This an extension of an argument that Lone Pine, founded by billionaire Tiger Cub Stephen Mandel Jr., has made for some time. Last year, an investor letter from the firm stated that some value stocks were undervalued because their business models were outdated, naming industries like advertising, energy, and banking.
“The backward-looking nature of factor investing thus overstates the value of ‘value.’ Past is not prologue,” the letter reads.
Lone Pine did not immediately respond to requests for additional comment.
Value has been trounced once again this year by growth.

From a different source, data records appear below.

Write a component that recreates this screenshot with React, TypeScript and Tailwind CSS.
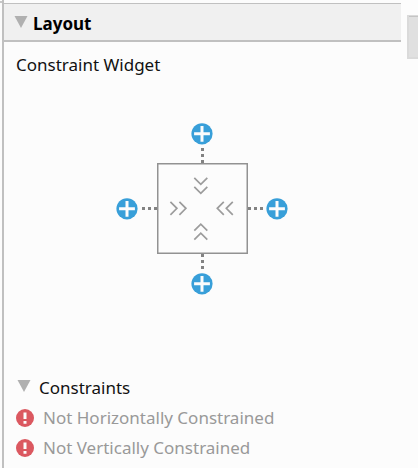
type Side = "top" | "left" | "right" | "bottom";

function Triangle() {
  return (
    <svg aria-hidden="true" viewBox="0 0 14 16" className="h-4 w-3.5 shrink-0">
      <path d="M0.5 0H13.5L7 12Z" fill="#b0b0b0" />
    </svg>
  );
}

function AddButton({ side }: { side: Side }) {
  return (
    <button type="button" aria-label={`Add ${side} constraint`} className="block size-[21px]">
      <svg viewBox="0 0 21 21" className="size-full overflow-visible">
        <circle cx="10" cy="10.8" r="10.6" fill="#389fd9" />
        <path d="M10 2.9V18.7M2.1 10.8H17.9" stroke="#fcfcfc" strokeWidth="3" />
      </svg>
    </button>
  );
}

function Dots({ side }: { side: Side }) {
  const vertical = side === "top" || side === "bottom";
  const offsets = side === "top" || side === "left" ? [4, 10, 16] : [0, 6, 12];
  return (
    <svg aria-hidden="true" className={vertical ? "h-[19px] w-[3px]" : "h-[3px] w-[19px]"}>
      {offsets.map((o) => (
        <rect key={o} x={vertical ? 0 : o} y={vertical ? o : 0} width="3" height="3" fill="#828282" />
      ))}
    </svg>
  );
}

function ConstraintWidget() {
  return (
    <div className="flex flex-col items-center">
      <AddButton side="top" />
      <Dots side="top" />
      <div className="flex items-center">
        <AddButton side="left" />
        <Dots side="left" />
        <svg viewBox="0 0 91 91" className="size-[91px]" role="img" aria-label="View size">
          <rect x="0.75" y="0.75" width="89.5" height="89.5" fill="none" stroke="#929292" strokeWidth="1.5" />
          <path
            d="M37.3 14.8L43.8 21.3L50.3 14.8M37.3 23.8L43.8 30.3L50.3 23.8M37.3 67.7L43.8 61.2L50.3 67.7M37.3 76.7L43.8 70.2L50.3 76.7M13.4 38.8L19.9 45.3L13.4 51.8M22.4 38.8L28.9 45.3L22.4 51.8M66.8 38.8L60.3 45.3L66.8 51.8M75.8 38.8L69.3 45.3L75.8 51.8"
            fill="none"
            stroke="#9c9c9c"
            strokeWidth="1.7"
          />
        </svg>
        <Dots side="right" />
        <AddButton side="right" />
      </div>
      <Dots side="bottom" />
      <AddButton side="bottom" />
    </div>
  );
}

function Warning({ text }: { text: string }) {
  return (
    <li className="flex h-[30px] items-center gap-[9px] text-[#999999]">
      <svg aria-hidden="true" viewBox="0 0 18 18" className="size-[18px] shrink-0">
        <circle cx="9" cy="9" r="9" fill="#db5860" />
        <path d="M7.5 3.5H10.5V10H7.5ZM7.5 12H10.5V14.8H7.5Z" fill="#fcfcfc" />
      </svg>
      <span>{text}</span>
    </li>
  );
}

export default function App() {
  return (
    <div className="flex min-h-screen bg-[#fcfcfc] font-['Noto_Sans','Open_Sans',sans-serif] text-[17px] leading-6 text-[#111111]">
      <div className="h-[3px] w-0.5 shrink-0 border-b-2 border-[#c8c8c8]" />
      <main className="min-w-0 flex-1 border-l-2 border-[#c0c0c0] pt-[3px]">
        <h1 className="border-t border-b-2 border-[#c0c0c0] bg-[#f0f0f0] font-bold text-black">
          <button type="button" aria-expanded="true" className="flex h-9 w-full items-center gap-[5px] pt-1 pl-2.5">
            <Triangle />
            Layout
          </button>
        </h1>
        <h2 className="px-3 pt-[11px]">Constraint Widget</h2>
        <div className="pt-[46px]">
          <ConstraintWidget />
        </div>
        <section className="pt-[79px]">
          <h2>
            <button type="button" aria-expanded="true" className="flex h-[30px] items-center gap-2 pl-[13px]">
              <Triangle />
              Constraints
            </button>
          </h2>
          <ul className="px-3">
            <Warning text="Not Horizontally Constrained" />
            <Warning text="Not Vertically Constrained" />
          </ul>
        </section>
      </main>
      <aside className="w-[17px] shrink-0 pt-[15px] pl-1.5">
        <div className="h-11 border-t border-b-2 border-l-2 border-[#dadada] bg-[#e0e0e0]">
          <div className="h-px bg-[#c4c4c4]" />
        </div>
      </aside>
    </div>
  );
}
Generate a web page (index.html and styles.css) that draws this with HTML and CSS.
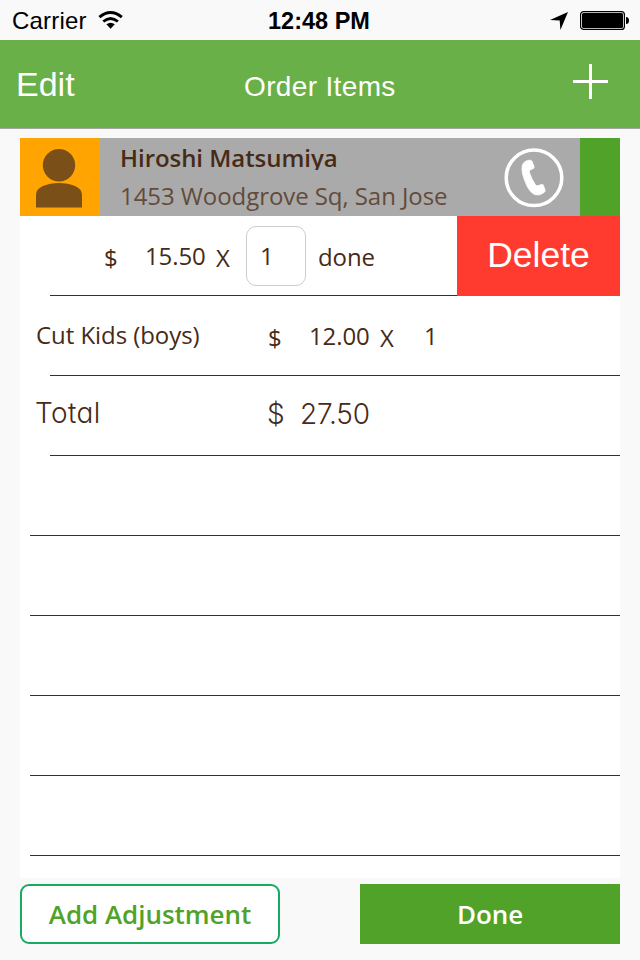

BlackRock’s iShares S&P 500 Value ETF value is down more than 8% this year while the growth equivalent is up more than 26%.
This hasn’t stopped value investors from sticking to their belief that a turnaround is just around the corner; AQR’s Cliff Asness said earlier this year that this is a better buying opportunity for value investors than the tech bubble at the beginning of the millennium, and Eminence Capital’s Ricky Sandler, speaking on the same panel as Gaonkar Wednesday, said he expects a market rotation soon to help propel “traditional” value stocks.
There’s one prominent example supporting Gaonkar’s read on some big names traditional thought of as growth actually being value plays. Qraft Technologies, a South Korean asset manager, created an artificial intelligence-driven ETF focused on value investing earlier this year — and it immediately bought Amazon, Facebook, and Google parent Alphabet.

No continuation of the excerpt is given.